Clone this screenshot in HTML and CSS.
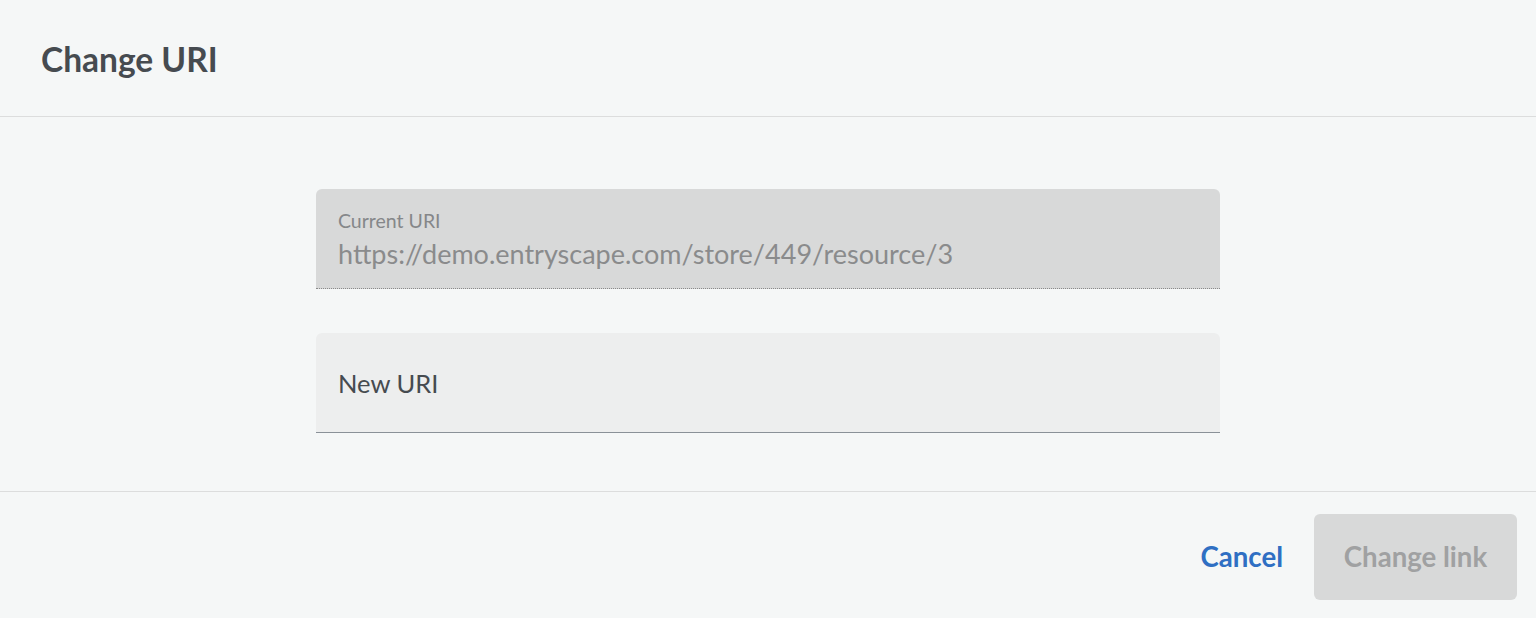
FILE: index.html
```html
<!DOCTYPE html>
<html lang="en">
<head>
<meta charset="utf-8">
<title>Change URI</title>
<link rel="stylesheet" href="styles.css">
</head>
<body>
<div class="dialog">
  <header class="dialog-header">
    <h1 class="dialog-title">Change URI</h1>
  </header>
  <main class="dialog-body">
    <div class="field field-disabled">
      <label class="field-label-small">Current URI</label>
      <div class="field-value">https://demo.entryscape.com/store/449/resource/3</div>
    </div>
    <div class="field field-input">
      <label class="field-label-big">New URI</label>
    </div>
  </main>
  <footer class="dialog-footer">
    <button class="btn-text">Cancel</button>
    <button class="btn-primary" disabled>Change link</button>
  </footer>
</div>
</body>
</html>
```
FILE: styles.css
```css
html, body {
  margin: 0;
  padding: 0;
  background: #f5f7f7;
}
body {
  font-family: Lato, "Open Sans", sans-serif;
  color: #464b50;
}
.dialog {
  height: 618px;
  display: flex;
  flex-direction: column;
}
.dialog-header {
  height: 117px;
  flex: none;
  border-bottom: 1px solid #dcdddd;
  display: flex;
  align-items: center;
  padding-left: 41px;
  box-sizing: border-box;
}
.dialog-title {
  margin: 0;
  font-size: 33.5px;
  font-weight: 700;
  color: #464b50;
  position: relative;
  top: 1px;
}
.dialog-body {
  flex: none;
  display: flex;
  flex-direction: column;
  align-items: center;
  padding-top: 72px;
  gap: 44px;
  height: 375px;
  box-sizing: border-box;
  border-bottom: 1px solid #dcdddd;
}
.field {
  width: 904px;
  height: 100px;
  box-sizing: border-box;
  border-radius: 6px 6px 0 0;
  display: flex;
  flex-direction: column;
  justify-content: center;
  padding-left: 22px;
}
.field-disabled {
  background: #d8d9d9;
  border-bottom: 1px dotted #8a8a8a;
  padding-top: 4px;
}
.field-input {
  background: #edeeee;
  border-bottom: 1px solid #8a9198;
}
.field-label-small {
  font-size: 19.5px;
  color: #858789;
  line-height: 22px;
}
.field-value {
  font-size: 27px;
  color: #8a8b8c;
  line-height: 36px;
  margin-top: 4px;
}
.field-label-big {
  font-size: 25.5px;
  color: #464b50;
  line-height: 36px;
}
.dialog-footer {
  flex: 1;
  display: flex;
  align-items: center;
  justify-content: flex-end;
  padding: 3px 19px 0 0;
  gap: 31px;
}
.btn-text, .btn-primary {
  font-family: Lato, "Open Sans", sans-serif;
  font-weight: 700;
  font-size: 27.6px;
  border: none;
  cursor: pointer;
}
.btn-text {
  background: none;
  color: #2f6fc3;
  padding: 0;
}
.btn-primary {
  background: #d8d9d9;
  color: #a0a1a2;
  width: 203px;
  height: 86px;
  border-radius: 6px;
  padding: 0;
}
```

● ● ● ● ● ● ●

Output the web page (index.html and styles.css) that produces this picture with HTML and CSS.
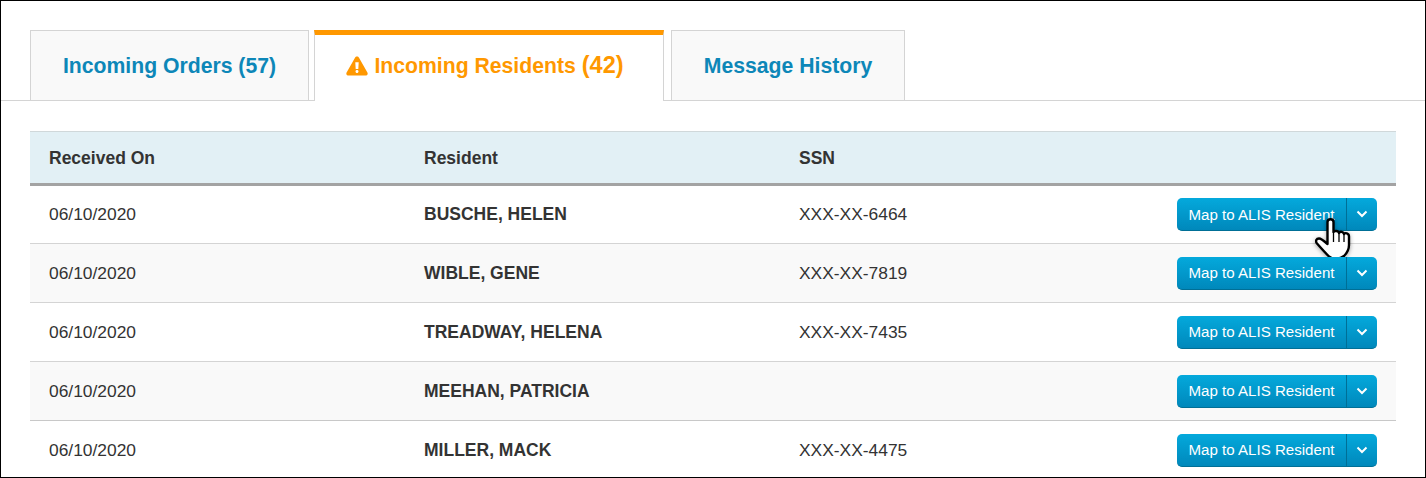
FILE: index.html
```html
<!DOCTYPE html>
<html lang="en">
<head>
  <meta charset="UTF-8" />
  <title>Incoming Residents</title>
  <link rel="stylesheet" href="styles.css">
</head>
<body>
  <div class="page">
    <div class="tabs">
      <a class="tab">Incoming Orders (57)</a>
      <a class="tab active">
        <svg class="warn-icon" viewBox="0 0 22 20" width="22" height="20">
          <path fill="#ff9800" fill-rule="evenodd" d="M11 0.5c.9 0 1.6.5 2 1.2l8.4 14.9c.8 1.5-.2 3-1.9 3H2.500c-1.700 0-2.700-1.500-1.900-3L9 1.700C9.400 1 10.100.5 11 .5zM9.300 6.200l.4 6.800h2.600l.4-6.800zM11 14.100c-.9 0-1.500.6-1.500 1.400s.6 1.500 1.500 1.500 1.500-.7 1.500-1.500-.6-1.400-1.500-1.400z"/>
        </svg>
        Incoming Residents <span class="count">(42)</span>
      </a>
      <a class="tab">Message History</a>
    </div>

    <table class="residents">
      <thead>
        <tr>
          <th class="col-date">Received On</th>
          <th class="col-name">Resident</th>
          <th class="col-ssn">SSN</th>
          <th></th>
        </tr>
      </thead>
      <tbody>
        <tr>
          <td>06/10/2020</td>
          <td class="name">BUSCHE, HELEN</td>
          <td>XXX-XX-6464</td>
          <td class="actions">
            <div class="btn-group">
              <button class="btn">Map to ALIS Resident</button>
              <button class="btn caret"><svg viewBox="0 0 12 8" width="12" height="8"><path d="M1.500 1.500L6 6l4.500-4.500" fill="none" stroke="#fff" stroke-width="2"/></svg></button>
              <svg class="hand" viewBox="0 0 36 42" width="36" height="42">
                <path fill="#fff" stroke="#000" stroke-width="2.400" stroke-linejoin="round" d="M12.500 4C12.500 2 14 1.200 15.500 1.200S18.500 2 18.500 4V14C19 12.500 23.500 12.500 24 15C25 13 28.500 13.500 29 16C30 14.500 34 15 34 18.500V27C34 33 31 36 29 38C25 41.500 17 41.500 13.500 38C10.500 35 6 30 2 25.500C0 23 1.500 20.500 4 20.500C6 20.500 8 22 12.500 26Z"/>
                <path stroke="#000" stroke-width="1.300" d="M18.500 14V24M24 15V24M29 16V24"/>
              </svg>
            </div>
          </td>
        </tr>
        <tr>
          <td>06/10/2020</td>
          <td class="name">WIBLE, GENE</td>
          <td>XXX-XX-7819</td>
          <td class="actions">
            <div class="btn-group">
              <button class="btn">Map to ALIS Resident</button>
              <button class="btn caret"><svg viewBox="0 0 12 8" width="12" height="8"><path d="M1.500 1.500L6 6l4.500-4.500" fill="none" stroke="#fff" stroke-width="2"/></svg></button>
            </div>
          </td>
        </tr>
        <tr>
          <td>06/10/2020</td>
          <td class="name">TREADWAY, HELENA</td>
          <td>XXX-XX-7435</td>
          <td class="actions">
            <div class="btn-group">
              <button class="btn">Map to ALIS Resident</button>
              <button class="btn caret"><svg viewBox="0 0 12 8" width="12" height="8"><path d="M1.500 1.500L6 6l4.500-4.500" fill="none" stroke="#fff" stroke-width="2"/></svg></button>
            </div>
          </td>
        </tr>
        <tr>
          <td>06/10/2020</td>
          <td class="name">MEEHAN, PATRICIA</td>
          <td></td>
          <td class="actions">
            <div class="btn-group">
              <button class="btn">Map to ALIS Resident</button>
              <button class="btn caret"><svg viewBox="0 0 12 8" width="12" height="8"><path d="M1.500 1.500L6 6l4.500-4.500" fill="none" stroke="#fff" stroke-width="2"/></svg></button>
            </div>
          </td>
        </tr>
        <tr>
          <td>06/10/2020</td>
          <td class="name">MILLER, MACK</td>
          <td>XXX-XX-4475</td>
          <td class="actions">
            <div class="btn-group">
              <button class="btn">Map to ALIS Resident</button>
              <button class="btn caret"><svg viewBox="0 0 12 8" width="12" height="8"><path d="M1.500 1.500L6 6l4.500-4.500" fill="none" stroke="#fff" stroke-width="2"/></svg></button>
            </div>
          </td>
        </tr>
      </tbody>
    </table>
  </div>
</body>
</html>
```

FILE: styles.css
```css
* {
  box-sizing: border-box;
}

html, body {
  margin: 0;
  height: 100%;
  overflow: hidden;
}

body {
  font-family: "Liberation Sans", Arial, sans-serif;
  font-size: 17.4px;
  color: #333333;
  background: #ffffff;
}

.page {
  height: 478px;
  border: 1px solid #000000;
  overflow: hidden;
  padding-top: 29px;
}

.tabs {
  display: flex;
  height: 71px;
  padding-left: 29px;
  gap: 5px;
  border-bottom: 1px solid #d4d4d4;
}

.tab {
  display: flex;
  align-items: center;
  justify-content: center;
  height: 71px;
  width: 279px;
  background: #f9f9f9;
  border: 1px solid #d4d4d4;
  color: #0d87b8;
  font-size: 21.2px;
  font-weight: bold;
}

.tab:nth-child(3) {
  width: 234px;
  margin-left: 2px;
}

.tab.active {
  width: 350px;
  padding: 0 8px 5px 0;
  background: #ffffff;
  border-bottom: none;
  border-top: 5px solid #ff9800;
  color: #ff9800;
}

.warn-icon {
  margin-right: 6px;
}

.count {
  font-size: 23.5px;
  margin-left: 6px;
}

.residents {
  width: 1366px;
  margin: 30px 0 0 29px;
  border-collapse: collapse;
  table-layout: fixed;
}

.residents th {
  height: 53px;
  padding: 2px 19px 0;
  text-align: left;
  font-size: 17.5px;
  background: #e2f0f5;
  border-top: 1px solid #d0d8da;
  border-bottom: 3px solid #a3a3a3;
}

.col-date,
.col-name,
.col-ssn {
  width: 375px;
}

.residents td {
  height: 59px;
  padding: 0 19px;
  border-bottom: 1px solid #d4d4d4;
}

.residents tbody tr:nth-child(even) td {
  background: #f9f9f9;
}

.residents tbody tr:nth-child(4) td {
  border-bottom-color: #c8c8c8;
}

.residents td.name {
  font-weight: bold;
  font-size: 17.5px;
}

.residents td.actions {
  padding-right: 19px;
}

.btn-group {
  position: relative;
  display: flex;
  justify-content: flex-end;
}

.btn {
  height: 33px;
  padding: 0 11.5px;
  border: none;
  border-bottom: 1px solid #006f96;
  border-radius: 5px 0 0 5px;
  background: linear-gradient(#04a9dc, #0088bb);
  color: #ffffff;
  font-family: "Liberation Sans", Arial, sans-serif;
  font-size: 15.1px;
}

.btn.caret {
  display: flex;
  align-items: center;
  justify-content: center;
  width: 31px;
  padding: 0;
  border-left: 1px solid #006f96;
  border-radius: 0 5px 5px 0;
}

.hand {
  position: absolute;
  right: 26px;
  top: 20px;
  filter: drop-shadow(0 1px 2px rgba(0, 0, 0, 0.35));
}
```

● ● ● ● ● ● ●

*Given problem*
Find each line with the string "this" and copy it out.

*Final result*
Clone this screenshot in HTML and CSS.
Output the web page (index.html and styles.css) that produces this picture with HTML and CSS.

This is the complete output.